Frozen({'node': 549, 'time': 259201, 'nface': 444, 'nmax_face': 8, 'nedge': 915, '2': 2})

In [6]:
size_dict = {}
for var_name, var_data in transport_model.mesh.variables.items():
    size_dict[var_name] = var_data.nbytes * 1e-9

In [7]:
sorted_dict = dict(sorted(size_dict.items(), key=lambda item: item[1]))

print(sorted_dict)

{'mesh2d': 4e-09, 'faces_surface_area': 1.776e-06, 'face_x': 3.552e-06, 'face_y': 3.552e-06, 'edges_face1': 3.66e-06, 'edges_face2': 3.66e-06, 'edge_length': 3.66e-06, 'node_x': 4.3920000000000005e-06, 'node_y': 4.3920000000000005e-06, 'edge_nodes': 7.32e-06, 'edge_face_connectivity': 7.32e-06, 'face_to_face_dist': 7.32e-06, 'face_nodes': 1.4208e-05, 'time': 0.0020736080000000002, 'dt': 0.0020736080000000002, 'water_surface_elev': 0.460340976, 'volume': 0.460340976, 'edge_velocity': 0.94867566, 'face_flow': 0.94867566, 'advection_coeff': 0.94867566, 'edge_vertical_area': 0.94867566, 'coeff_to_diffusion': 1.89735132}


edge_velocity, face_flow, advection_coeff, edge_vertical_area, and coeff_to_diffusion are all large.
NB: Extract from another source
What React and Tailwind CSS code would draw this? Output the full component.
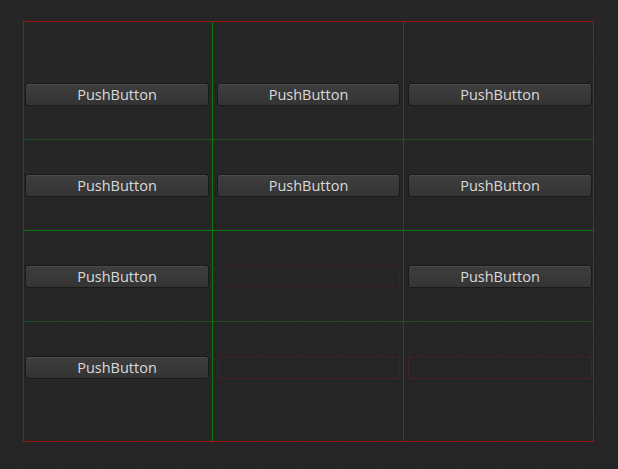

These have the largest dimensions of (time, nedge)

In [8]:
dims_dict = {}
for var_name, var_data in transport_model.mesh.variables.items():
    dims_dict[var_name] = var_data.dims

In [9]:
for key in sorted_dict.keys():
    print(key, dims_dict[key])

mesh2d ()
faces_surface_area ('nface',)
face_x ('nface',)
face_y ('nface',)
edges_face1 ('nedge',)
edges_face2 ('nedge',)
edge_length ('nedge',)
node_x ('node',)
node_y ('node',)
edge_nodes ('nedge', '2')
edge_face_connectivity ('nedge', '2')
face_to_face_dist ('nedge',)
face_nodes ('nface', 'nmax_face')
time ('time',)
dt ('time',)
water_surface_elev ('time', 'nface')
volume ('time', 'nface')
edge_velocity ('time', 'nedge')
face_flow ('time', 'nedge')
advection_coeff ('time', 'nedge')
edge_vertical_area ('time', 'nedge')
coeff_to_diffusion ('time', 'nedge')


It's interesting to note that the coeff_to_diffusion variable is twice as large as the other variables of the same dimensions. Why could this be?

In [10]:
dtype_dict = {}
for var_name, var_data in transport_model.mesh.variables.items():
    dtype_dict[var_name] = var_data.dtype

In [11]:
for key in sorted_dict.keys():
    print(key,  dtype_dict[key], dims_dict[key])

mesh2d int32 ()
faces_surface_area float32 ('nface',)
face_x float64 ('nface',)
face_y float64 ('nface',)
edges_face1 int32 ('nedge',)
edges_face2 int32 ('nedge',)
edge_length float32 ('nedge',)
node_x float64 ('node',)
node_y float64 ('node',)
edge_nodes int32 ('nedge', '2')
edge_face_connectivity int32 ('nedge', '2')
face_to_face_dist float64 ('nedge',)
face_nodes int32 ('nface', 'nmax_face')
time datetime64[ns] ('time',)
dt float64 ('time',)
water_surface_elev float32 ('time', 'nface')
volume float32 ('time', 'nface')
edge_velocity float32 ('time', 'nedge')
face_flow float32 ('time', 'nedge')
advection_coeff float32 ('time', 'nedge')
edge_vertical_area float32 ('time', 'nedge')
coeff_to_diffusion float64 ('time', 'nedge')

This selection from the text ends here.